Na een woede-uitbarsting nam zij 14 tabletten quetiapine 100 mg in en binnen een uur werd zij naar onze spoeddienst gebracht. Er was geen voorgeschiedenis van een andere gelijktijdige overdosis drugs. Het lichamelijk onderzoek was normaal, behalve slaperigheid en tachycardie (140/minuut); er was geen ademhalingsdepressie. Het onderzoek van de mentale toestand toonde een goed oriëntatievermogen, bevelende auditieve hallucinaties, duidelijke vijandigheid en woede-uitbarstingen. Ze gaf geen reden op voor de overdosis. Routine hematologie, biochemie, en röntgenfoto’s van de borst waren normaal; ECG toonde supraventriculaire tachycardie (167/minuut) en minimale ST-depressie in de afleidingen V1 tot V6. Maagspoeling werd binnen 2 uur na overdosering uitgevoerd; lorazepam 2 mg i/v werd eenmaal gebruikt om agitatie te controleren. Na 14 uur observatie op de spoedeisende hulp werd zij naar huis gestuurd.
De volgende dag werd op de psychiatrische poliklinische follow-up quetiapine verhoogd tot 600 mg per dag (risperidon en clonazepam werden niet voorgeschreven). Drie weken later dwong een nieuwe suïcidale poging door het doorsnijden van haar pols haar tot opname op de afdeling psychiatrie. Een herhalings ECG toonde supraventriculaire tachycardie (152/minuut); er waren geen andere cardiale symptomen/signalen, en hematologie en biochemie waren allemaal normaal. De cardioloog oordeelde ‘medicatie-bijwerking’ en adviseerde geen actieve interventie. De tachycardie verminderde in de loop van de volgende week.
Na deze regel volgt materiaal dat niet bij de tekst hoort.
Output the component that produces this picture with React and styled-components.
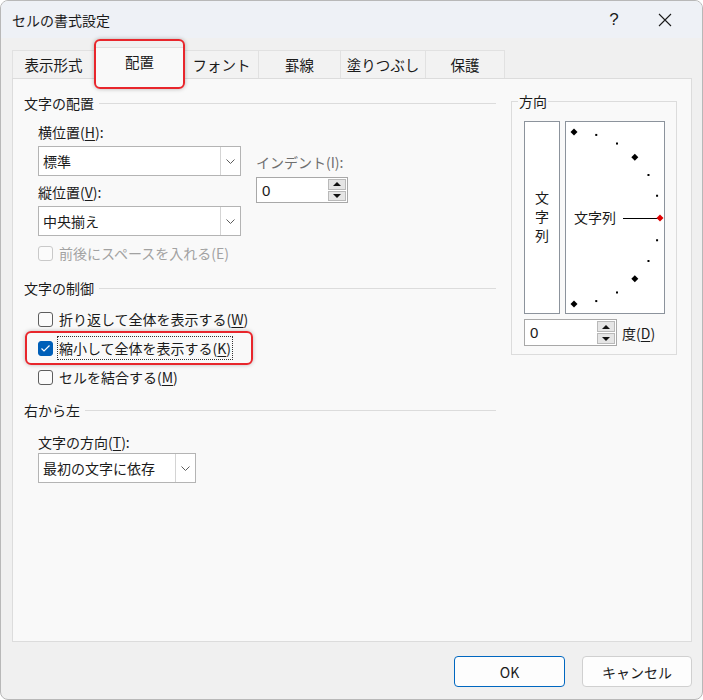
import React from "react";
import styled, { createGlobalStyle } from "styled-components";

const GlobalStyle = createGlobalStyle`
  html, body { margin: 0; padding: 0; background: #ffffff; }
  body {
    font-family: "Noto Sans CJK JP", "Noto Sans", "Liberation Sans", sans-serif;
    font-size: 14px;
    color: #1b1b1b;
  }
  * { box-sizing: border-box; }
`;

const TABS = [
  { label: "表示形式", w: 83 },
  { label: "配置", w: 91, active: true },
  { label: "フォント", w: 75 },
  { label: "罫線", w: 83 },
  { label: "塗りつぶし", w: 86 },
  { label: "保護", w: 80 },
];

function Mn({ children }) {
  return <U>{children}</U>;
}

function Chevron() {
  return (
    <svg width="9" height="5" viewBox="0 0 9 5">
      <path d="M0.5 0.5 L4.5 4.5 L8.5 0.5" fill="none" stroke="#5c5c5c" strokeWidth="1" />
    </svg>
  );
}

function Select({ value, width }) {
  return (
    <SelectBox $w={width}>
      <SelectValue>{value}</SelectValue>
      <SelectArrow>
        <Chevron />
      </SelectArrow>
    </SelectBox>
  );
}

function Spin({ width, height }) {
  return (
    <SpinBox $w={width} $h={height}>
      <SpinValue>0</SpinValue>
      <SpinButtons>
        <SpinBtn>
          <svg width="8" height="4" viewBox="0 0 8 4">
            <path d="M0 4 L4 0 L8 4 Z" fill="#111" />
          </svg>
        </SpinBtn>
        <SpinBtn>
          <svg width="8" height="4" viewBox="0 0 8 4">
            <path d="M0 0 L8 0 L4 4 Z" fill="#111" />
          </svg>
        </SpinBtn>
      </SpinButtons>
    </SpinBox>
  );
}

function Check({ checked, disabled, focused, highlight, mt, children }) {
  return (
    <CheckRow $mt={mt} $highlight={highlight}>
      <Box $checked={checked} $disabled={disabled}>
        {checked && (
          <svg width="11" height="9" viewBox="0 0 11 9">
            <path d="M1.5 4.5 L4 7 L9.5 1.5" fill="none" stroke="#fff" strokeWidth="1.2" />
          </svg>
        )}
      </Box>
      <CheckText $disabled={disabled} $focused={focused}>
        {children}
      </CheckText>
    </CheckRow>
  );
}

function Arc() {
  const cx = 8;
  const cy = 96;
  const r = 86;
  const items = [];
  for (let a = 90; a >= -90; a -= 15) {
    const rad = (a * Math.PI) / 180;
    const x = cx + r * Math.cos(rad);
    const y = cy - r * Math.sin(rad);
    if (a === 0) continue;
    if (a % 45 === 0) {
      items.push(
        <path key={a} d={`M${x} ${y - 3.5} L${x + 3.5} ${y} L${x} ${y + 3.5} L${x - 3.5} ${y} Z`} fill="#000" />
      );
    } else {
      items.push(<rect key={a} x={x - 1} y={y - 1} width="2" height="2" fill="#000" />);
    }
  }
  return (
    <svg width="98" height="191" viewBox="0 0 98 191">
      {items}
      <text x="8" y="101" fontSize="14" fill="#1b1b1b" fontFamily="Noto Sans CJK JP, sans-serif">
        文字列
      </text>
      <line x1="57" y1="96.5" x2="92" y2="96.5" stroke="#000" strokeWidth="1" />
      <path d="M94 92.5 L97.5 96 L94 99.5 L90.5 96 Z" fill="#e00000" />
    </svg>
  );
}

export default function App() {
  return (
    <>
      <GlobalStyle />
      <Window>
        <TitleBar>
          <Title>セルの書式設定</Title>
          <TitleButton $w={50}>?</TitleButton>
          <TitleButton $w={52}>
            <svg width="14" height="14" viewBox="0 0 14 14">
              <path d="M1 1 L13 13 M13 1 L1 13" stroke="#1b1b1b" strokeWidth="1.1" />
            </svg>
          </TitleButton>
        </TitleBar>

        <Body>
          <Tabs>
            {TABS.map((t) => (
              <Tab key={t.label} $w={t.w} $active={t.active}>
                {t.label}
              </Tab>
            ))}
          </Tabs>

          <Panel>
            <LeftCol>
              <SectionHeader>
                <span>文字の配置</span>
                <Rule />
              </SectionHeader>
              <Indent>
                <FieldLabel $mt={9}>
                  横位置(<Mn>H</Mn>):
                </FieldLabel>
                <FieldRow>
                  <SelectCol>
                    <SelectWrap $mt={4}>
                      <Select value="標準" width={203} />
                    </SelectWrap>
                    <FieldLabel $mt={6}>
                      縦位置(<Mn>V</Mn>):
                    </FieldLabel>
                    <SelectWrap $mt={4}>
                      <Select value="中央揃え" width={203} />
                    </SelectWrap>
                  </SelectCol>
                  <IndentCol>
                    <FieldLabel $muted>インデント(I):</FieldLabel>
                    <SpinWrap>
                      <Spin width={92} height={26} />
                    </SpinWrap>
                  </IndentCol>
                </FieldRow>
                <Check disabled mt={7}>
                  前後にスペースを入れる(E)
                </Check>
              </Indent>

              <SectionHeader $mt={15}>
                <span>文字の制御</span>
                <Rule />
              </SectionHeader>
              <Indent>
                <Check mt={11}>
                  折り返して全体を表示する(<Mn>W</Mn>)
                </Check>
                <Check checked focused highlight mt={9}>
                  縮小して全体を表示する(<Mn>K</Mn>)
                </Check>
                <Check mt={9}>
                  セルを結合する(<Mn>M</Mn>)
                </Check>
              </Indent>

              <SectionHeader $mt={13}>
                <span>右から左</span>
                <Rule />
              </SectionHeader>
              <Indent>
                <FieldLabel $mt={12}>
                  文字の方向(<Mn>T</Mn>):
                </FieldLabel>
                <SelectWrap $mt={1}>
                  <Select value="最初の文字に依存" width={158} />
                </SelectWrap>
              </Indent>
            </LeftCol>

            <Group>
              <Legend>方向</Legend>
              <OrientRow>
                <VerticalBox>
                  <VerticalText>文字列</VerticalText>
                </VerticalBox>
                <ArcBox>
                  <Arc />
                </ArcBox>
              </OrientRow>
              <DegreeRow>
                <Spin width={93} height={27} />
                <DegreeLabel>
                  度(<Mn>D</Mn>)
                </DegreeLabel>
              </DegreeRow>
            </Group>
          </Panel>

          <Footer>
            <Button $w={111} $primary>
              OK
            </Button>
            <Button $w={110}>キャンセル</Button>
          </Footer>
        </Body>
      </Window>
    </>
  );
}

const Window = styled.div`
  width: 703px;
  height: 700px;
  display: flex;
  flex-direction: column;
  background: #f0f0f0;
  border: 1px solid #b8b8b8;
  border-radius: 8px;
  overflow: hidden;
`;

const TitleBar = styled.div`
  height: 37px;
  display: flex;
  align-items: center;
  padding: 0 11px 0 11px;
  background: #eef1f6;
`;

const Title = styled.div`
  flex: 1;
  font-size: 14px;
  line-height: 20px;
`;

const TitleButton = styled.div`
  width: ${(p) => p.$w}px;
  height: 37px;
  display: flex;
  align-items: center;
  justify-content: center;
  font-family: "Liberation Sans", sans-serif;
  font-size: 17px;
  color: #1b1b1b;
`;

const Body = styled.div`
  flex: 1;
  display: flex;
  flex-direction: column;
  padding: 12px 10px 0 11px;
`;

const Tabs = styled.div`
  height: 28px;
  display: flex;
  align-items: flex-end;
  position: relative;
  z-index: 1;
`;

const Tab = styled.div`
  position: relative;
  width: ${(p) => p.$w}px;
  height: ${(p) => (p.$active ? 32 : 28)}px;
  margin-left: -1px;
  margin-bottom: ${(p) => (p.$active ? -1 : 0)}px;
  display: flex;
  align-items: center;
  justify-content: center;
  padding-bottom: ${(p) => (p.$active ? 3 : 0)}px;
  background: ${(p) => (p.$active ? "#f9f9f9" : "#f2f2f2")};
  border: 1px solid #e1e1e1;
  border-bottom: none;
  font-size: 14.5px;
  line-height: 20px;
  z-index: ${(p) => (p.$active ? 2 : 0)};

  &:first-child {
    margin-left: 0;
  }

  ${(p) =>
    p.$active &&
    `
    &::after {
      content: "";
      position: absolute;
      left: -1px;
      right: -1px;
      top: -9px;
      height: 46px;
      border: 2px solid #e8262c;
      border-radius: 6px;
      box-shadow: 0 0 4px rgba(0, 0, 0, 0.28);
    }
  `}
`;

const Panel = styled.div`
  height: 564px;
  display: flex;
  align-items: flex-start;
  padding: 14px 0 0 11px;
  background: #f9f9f9;
  border: 1px solid #dcdcdc;
`;

const LeftCol = styled.div`
  width: 472px;
  display: flex;
  flex-direction: column;
`;

const SectionHeader = styled.div`
  display: flex;
  align-items: center;
  height: 20px;
  line-height: 20px;
  margin-top: ${(p) => p.$mt || 0}px;
`;

const Rule = styled.div`
  flex: 1;
  height: 1px;
  margin-left: 5px;
  background: #dcdcdc;
`;

const Indent = styled.div`
  display: flex;
  flex-direction: column;
  align-items: flex-start;
  padding-left: 14px;
`;

const FieldLabel = styled.div`
  height: 20px;
  line-height: 20px;
  margin-top: ${(p) => p.$mt || 0}px;
  color: ${(p) => (p.$muted ? "#6f6f6f" : "#1b1b1b")};
  white-space: nowrap;
`;

const U = styled.span`
  text-decoration: underline;
  text-underline-offset: 2px;
`;

const FieldRow = styled.div`
  display: flex;
`;

const SelectCol = styled.div`
  width: 203px;
  display: flex;
  flex-direction: column;
`;

const IndentCol = styled.div`
  margin-left: 15px;
  padding-top: 10px;
  display: flex;
  flex-direction: column;
`;

const SpinWrap = styled.div`
  margin-top: 5px;
`;

const SelectWrap = styled.div`
  margin-top: ${(p) => p.$mt || 0}px;
`;

const SelectBox = styled.div`
  width: ${(p) => p.$w}px;
  height: 30px;
  display: flex;
  background: #ffffff;
  border: 1px solid #b4b4b4;
`;

const SelectValue = styled.div`
  flex: 1;
  padding-left: 4px;
  line-height: 28px;
  white-space: nowrap;
`;

const SelectArrow = styled.div`
  width: 20px;
  display: flex;
  align-items: center;
  justify-content: center;
  border-left: 1px solid #d4d4d4;
`;

const SpinBox = styled.div`
  width: ${(p) => p.$w}px;
  height: ${(p) => p.$h}px;
  display: flex;
  background: #ffffff;
  border: 1px solid #a8a8a8;
`;

const SpinValue = styled.div`
  flex: 1;
  padding-left: 5px;
  display: flex;
  align-items: center;
  font-family: "Liberation Sans", sans-serif;
  font-size: 15px;
`;

const SpinButtons = styled.div`
  width: 20px;
  display: flex;
  flex-direction: column;
  padding: 1px;
  gap: 1px;
`;

const SpinBtn = styled.div`
  flex: 1;
  display: flex;
  align-items: center;
  justify-content: center;
  background: #e5e5e5;
  border: 1px solid #b9b9b9;
`;

const CheckRow = styled.div`
  position: relative;
  display: flex;
  align-items: center;
  height: 20px;
  margin-top: ${(p) => p.$mt || 0}px;

  ${(p) =>
    p.$highlight &&
    `
    &::after {
      content: "";
      position: absolute;
      left: -13px;
      top: -7px;
      width: 224px;
      height: 30px;
      border: 2px solid #e8262c;
      border-radius: 6px;
      box-shadow: 0 0 4px rgba(0, 0, 0, 0.25);
      pointer-events: none;
    }
  `}
`;

const Box = styled.div`
  width: 15px;
  height: 15px;
  display: flex;
  align-items: center;
  justify-content: center;
  border-radius: 3px;
  border: 1px solid
    ${(p) => (p.$checked ? "#005fb8" : p.$disabled ? "#c9c9c9" : "#5e5e5e")};
  background: ${(p) => (p.$checked ? "#005fb8" : "#fbfbfb")};
`;

const CheckText = styled.span`
  margin-left: ${(p) => (p.$focused ? 4 : 6)}px;
  padding: ${(p) => (p.$focused ? "1px 1px" : "0")};
  border: ${(p) => (p.$focused ? "1px dotted #333" : "none")};
  line-height: 20px;
  white-space: nowrap;
  color: ${(p) => (p.$disabled ? "#a2a2a2" : "#1b1b1b")};
`;

const Group = styled.div`
  position: relative;
  width: 166px;
  height: 254px;
  margin: 8px 0 0 15px;
  padding: 19px 0 0 12px;
  border: 1px solid #dcdcdc;
`;

const Legend = styled.div`
  position: absolute;
  top: -11px;
  left: 6px;
  padding: 0 1px;
  line-height: 20px;
  background: #f9f9f9;
`;

const OrientRow = styled.div`
  display: flex;
  gap: 5px;
`;

const VerticalBox = styled.div`
  width: 36px;
  height: 193px;
  display: flex;
  align-items: center;
  justify-content: center;
  background: #ffffff;
  border: 1px solid #8c939c;
`;

const VerticalText = styled.div`
  writing-mode: vertical-rl;
  text-orientation: upright;
  letter-spacing: 5px;
  line-height: 20px;
  margin-top: 4px;
`;

const ArcBox = styled.div`
  width: 100px;
  height: 193px;
  background: #ffffff;
  border: 1px solid #8c939c;
`;

const DegreeRow = styled.div`
  display: flex;
  align-items: center;
  margin-top: 5px;
`;

const DegreeLabel = styled.div`
  margin-left: 5px;
  line-height: 20px;
`;

const Footer = styled.div`
  display: flex;
  justify-content: flex-end;
  gap: 17px;
  padding-top: 14px;
`;

const Button = styled.div`
  width: ${(p) => p.$w}px;
  height: 31px;
  display: flex;
  align-items: center;
  justify-content: center;
  background: #fdfdfd;
  border: 1px solid ${(p) => (p.$primary ? "#0067c0" : "#d0d0d0")};
  border-radius: 4px;
  font-size: 14px;
`;
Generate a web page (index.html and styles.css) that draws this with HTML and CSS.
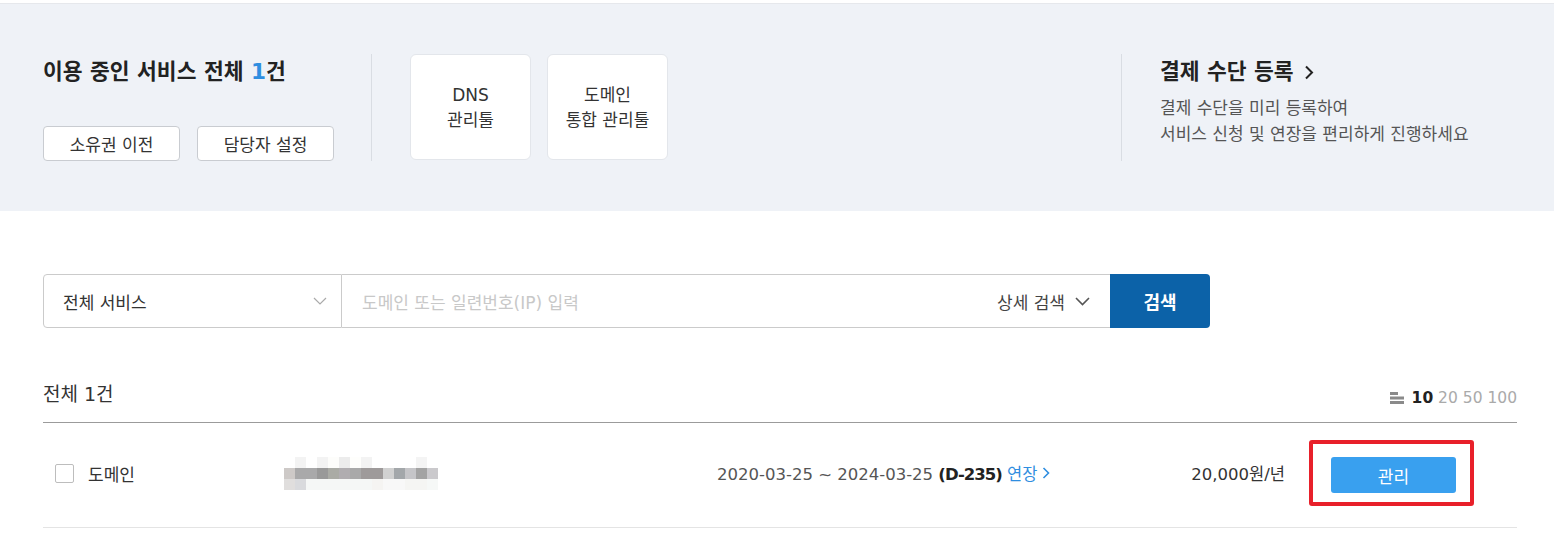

Zonder verbetering met meer dan 8 weken quetiapine 600 mg per dag, werden 9 alternerende dag ECT’s gegeven. Het uitblijven van verdere verbetering en haar in het verleden beste respons op de combinatie quetiapine-risperidon leidde tot reïnductie van risperidon, verhoogd in 3 weken tot 6 mg/dag. Niet-farmacologische maatregelen (activiteitenplanning, versterkingsregime/penning-economie) werden ook toegevoegd. Gedurende de volgende 9 weken vertoonde ze aanzienlijke verbetering, tot een GAF score van 76. Haar herstel van de overdosis verliep zonder problemen en had geen nadelige invloed op de re-integratie van quetiapine of risperidon en succesvolle plastische chirurgie voor herstel van de nervus medianus, beschadigd tijdens het doorsnijden van de pols. Met goede therapietrouw gedurende het laatste anderhalf jaar heeft zij haar verbetering behouden. Tijdens de follow-up 4 weken terug toonde haar hartonderzoek en herhaal ECG geen afwijking behalve sinus tachycardie (100/minuut).